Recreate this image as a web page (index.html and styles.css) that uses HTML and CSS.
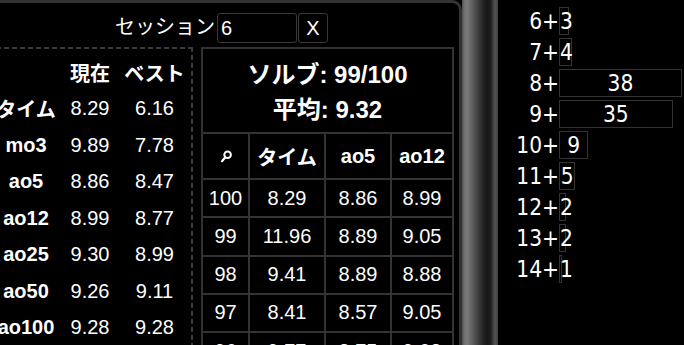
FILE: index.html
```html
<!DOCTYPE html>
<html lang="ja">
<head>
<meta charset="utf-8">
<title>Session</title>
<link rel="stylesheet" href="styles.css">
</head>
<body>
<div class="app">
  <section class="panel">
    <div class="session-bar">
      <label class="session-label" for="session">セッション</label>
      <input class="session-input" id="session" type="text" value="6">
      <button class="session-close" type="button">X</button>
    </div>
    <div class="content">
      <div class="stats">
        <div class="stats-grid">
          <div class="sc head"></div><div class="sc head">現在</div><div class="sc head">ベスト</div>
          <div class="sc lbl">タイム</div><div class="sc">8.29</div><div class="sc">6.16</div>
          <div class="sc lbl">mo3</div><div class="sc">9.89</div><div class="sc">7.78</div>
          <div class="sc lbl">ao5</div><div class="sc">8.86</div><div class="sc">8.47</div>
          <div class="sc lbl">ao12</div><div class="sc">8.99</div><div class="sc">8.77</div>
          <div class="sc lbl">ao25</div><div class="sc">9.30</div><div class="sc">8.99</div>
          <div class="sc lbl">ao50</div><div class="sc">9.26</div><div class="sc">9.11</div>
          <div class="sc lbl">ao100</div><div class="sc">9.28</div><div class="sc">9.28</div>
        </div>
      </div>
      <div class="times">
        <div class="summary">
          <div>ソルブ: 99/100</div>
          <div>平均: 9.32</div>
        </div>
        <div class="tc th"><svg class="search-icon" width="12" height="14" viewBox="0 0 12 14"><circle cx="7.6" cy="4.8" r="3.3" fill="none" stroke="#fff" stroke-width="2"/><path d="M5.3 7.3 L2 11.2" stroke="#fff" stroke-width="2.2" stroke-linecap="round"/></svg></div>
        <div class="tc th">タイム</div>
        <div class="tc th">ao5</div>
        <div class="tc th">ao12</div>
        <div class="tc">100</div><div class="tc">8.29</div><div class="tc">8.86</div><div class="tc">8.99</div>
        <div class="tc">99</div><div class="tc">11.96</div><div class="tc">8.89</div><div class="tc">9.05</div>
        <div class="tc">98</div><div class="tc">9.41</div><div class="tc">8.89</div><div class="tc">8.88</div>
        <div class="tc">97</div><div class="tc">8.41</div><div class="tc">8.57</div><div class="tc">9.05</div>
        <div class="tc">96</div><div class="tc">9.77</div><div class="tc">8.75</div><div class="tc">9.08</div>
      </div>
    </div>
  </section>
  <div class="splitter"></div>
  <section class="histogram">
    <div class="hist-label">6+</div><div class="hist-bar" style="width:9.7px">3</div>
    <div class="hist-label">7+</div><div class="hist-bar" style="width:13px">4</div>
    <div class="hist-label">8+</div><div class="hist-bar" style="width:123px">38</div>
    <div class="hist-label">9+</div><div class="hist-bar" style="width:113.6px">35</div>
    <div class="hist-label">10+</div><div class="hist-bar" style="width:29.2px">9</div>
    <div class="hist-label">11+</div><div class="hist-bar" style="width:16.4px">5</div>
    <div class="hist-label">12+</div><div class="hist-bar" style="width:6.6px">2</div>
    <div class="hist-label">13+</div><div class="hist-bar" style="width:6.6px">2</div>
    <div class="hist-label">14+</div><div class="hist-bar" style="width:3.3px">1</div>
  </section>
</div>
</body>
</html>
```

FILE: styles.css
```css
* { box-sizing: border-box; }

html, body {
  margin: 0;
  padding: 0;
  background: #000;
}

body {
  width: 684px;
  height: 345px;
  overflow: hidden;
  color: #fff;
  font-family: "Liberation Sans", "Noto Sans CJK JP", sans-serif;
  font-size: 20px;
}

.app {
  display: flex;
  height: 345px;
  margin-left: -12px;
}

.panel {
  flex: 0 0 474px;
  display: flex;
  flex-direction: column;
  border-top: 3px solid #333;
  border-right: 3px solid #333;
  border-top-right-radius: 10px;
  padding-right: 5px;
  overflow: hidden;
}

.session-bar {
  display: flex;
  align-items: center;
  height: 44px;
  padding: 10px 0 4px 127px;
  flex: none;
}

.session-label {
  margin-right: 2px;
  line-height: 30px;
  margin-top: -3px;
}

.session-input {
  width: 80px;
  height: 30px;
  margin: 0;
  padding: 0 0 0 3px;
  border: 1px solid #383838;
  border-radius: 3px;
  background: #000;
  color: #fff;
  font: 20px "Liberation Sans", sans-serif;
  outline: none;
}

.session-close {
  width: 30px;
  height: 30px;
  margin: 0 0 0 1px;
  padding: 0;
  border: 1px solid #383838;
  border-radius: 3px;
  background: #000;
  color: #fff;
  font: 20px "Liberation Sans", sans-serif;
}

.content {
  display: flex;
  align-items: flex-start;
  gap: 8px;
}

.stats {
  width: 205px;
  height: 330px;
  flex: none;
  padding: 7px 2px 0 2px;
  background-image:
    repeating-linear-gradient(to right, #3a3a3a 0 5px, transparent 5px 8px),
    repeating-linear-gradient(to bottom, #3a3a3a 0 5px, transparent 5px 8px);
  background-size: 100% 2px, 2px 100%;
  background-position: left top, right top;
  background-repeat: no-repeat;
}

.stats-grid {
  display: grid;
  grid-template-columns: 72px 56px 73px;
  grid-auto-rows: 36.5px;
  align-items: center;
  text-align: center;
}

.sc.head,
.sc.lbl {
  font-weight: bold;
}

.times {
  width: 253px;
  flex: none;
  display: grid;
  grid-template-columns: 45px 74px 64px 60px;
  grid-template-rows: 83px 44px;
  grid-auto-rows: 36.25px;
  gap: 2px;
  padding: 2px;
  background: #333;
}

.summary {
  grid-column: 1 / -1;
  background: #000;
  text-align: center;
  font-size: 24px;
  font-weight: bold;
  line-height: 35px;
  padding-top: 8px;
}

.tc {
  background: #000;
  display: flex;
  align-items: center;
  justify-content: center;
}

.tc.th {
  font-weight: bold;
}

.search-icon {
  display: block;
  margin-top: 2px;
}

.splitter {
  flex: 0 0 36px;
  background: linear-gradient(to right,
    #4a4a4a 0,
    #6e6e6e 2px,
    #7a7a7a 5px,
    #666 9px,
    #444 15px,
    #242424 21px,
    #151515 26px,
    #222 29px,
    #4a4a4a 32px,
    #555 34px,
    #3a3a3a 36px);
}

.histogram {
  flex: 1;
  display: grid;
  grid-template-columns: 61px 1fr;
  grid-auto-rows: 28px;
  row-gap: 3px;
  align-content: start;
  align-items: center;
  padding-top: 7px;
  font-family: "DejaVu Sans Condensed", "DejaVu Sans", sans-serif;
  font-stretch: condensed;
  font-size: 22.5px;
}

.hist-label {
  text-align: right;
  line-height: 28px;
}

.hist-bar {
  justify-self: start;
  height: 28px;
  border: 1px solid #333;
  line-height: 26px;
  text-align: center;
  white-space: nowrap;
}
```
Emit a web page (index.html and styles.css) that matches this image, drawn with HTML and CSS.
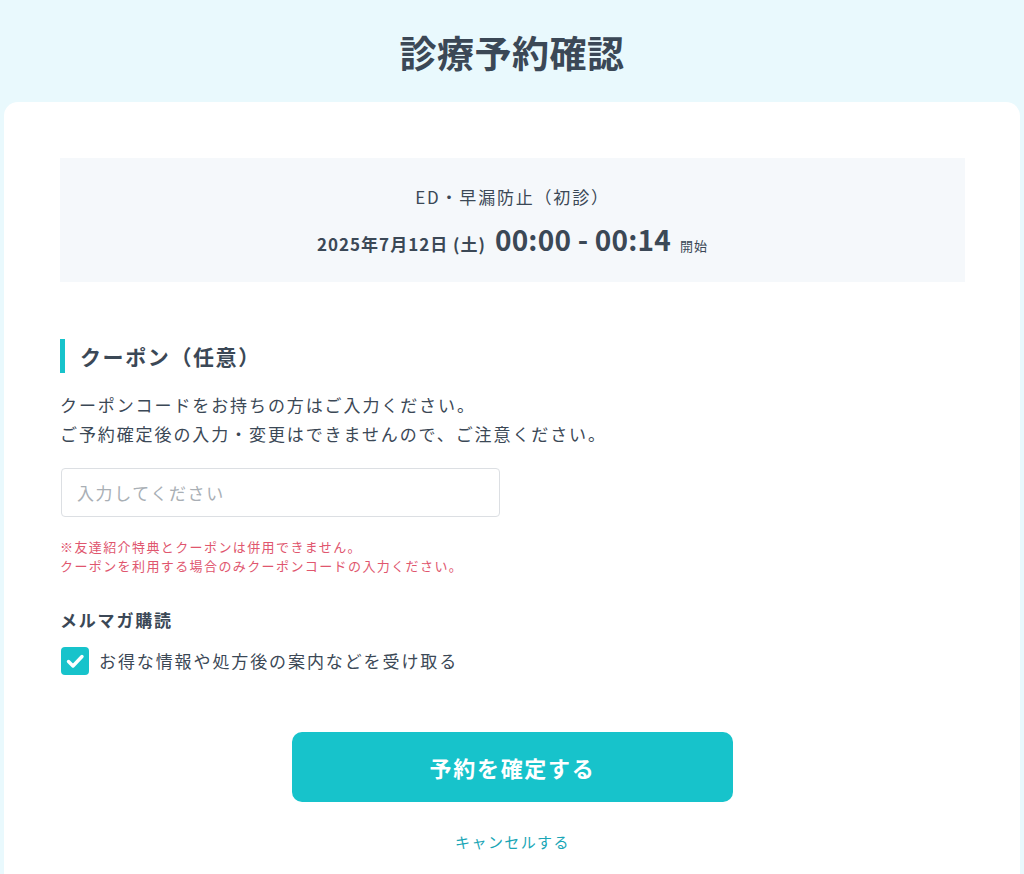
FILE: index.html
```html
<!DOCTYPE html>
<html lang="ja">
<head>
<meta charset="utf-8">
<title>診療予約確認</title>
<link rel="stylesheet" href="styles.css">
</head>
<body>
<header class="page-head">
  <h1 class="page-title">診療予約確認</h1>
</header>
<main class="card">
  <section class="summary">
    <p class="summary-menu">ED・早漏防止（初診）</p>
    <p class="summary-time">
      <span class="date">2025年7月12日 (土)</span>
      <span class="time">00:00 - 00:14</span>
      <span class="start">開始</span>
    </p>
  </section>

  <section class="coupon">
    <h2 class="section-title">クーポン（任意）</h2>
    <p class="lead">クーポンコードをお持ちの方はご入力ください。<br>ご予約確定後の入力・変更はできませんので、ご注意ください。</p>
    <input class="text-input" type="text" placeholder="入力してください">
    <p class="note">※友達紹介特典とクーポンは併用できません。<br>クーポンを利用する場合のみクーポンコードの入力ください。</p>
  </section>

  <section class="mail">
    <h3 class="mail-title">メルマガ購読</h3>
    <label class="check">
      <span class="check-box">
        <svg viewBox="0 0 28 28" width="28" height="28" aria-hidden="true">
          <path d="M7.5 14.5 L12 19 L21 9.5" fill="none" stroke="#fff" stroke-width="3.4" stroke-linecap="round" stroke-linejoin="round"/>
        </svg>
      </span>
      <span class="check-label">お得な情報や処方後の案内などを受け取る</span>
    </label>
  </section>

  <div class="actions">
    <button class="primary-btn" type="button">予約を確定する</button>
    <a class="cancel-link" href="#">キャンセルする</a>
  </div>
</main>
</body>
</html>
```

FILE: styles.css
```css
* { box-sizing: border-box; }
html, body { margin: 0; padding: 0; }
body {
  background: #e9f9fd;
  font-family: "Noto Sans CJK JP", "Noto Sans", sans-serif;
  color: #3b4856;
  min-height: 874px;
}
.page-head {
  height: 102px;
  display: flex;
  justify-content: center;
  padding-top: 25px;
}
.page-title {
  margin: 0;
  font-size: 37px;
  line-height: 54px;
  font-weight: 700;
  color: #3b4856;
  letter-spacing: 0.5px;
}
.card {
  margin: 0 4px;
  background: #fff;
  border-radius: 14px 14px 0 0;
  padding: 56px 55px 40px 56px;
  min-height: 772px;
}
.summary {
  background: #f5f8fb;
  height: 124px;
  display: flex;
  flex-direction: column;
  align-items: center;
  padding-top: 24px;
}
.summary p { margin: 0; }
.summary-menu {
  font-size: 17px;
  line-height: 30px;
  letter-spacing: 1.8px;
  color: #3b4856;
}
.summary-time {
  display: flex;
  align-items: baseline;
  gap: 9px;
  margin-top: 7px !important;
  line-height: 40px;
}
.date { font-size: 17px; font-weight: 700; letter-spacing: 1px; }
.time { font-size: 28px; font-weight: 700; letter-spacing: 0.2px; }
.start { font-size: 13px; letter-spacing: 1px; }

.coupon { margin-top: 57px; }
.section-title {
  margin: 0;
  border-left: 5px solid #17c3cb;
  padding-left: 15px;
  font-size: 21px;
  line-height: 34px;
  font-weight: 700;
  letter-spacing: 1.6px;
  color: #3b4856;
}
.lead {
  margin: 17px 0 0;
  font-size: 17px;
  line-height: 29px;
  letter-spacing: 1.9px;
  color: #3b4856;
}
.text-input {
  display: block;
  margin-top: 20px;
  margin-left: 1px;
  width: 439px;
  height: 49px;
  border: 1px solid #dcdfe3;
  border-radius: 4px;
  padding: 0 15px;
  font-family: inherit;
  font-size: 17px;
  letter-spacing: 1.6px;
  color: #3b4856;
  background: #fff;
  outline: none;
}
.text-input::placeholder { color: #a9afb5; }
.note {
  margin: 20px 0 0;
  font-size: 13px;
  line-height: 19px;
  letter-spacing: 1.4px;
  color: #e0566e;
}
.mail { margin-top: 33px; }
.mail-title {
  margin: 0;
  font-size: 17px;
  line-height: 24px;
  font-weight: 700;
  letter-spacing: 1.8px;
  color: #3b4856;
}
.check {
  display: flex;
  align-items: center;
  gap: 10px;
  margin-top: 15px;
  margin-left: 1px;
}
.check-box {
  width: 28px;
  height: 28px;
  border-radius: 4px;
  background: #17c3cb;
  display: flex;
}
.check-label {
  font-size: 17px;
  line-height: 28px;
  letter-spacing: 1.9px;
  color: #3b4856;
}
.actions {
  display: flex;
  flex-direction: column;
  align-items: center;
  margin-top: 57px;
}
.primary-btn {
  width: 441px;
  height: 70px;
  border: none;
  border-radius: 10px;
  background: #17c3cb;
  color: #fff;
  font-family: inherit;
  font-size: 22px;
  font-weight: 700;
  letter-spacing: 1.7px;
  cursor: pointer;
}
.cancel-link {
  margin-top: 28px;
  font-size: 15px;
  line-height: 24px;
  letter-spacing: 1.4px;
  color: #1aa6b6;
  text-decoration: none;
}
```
-----
# [INSTRUCTION]
Your answer should be a single number: the count of lines containing the word "page".

# [RESULT]
6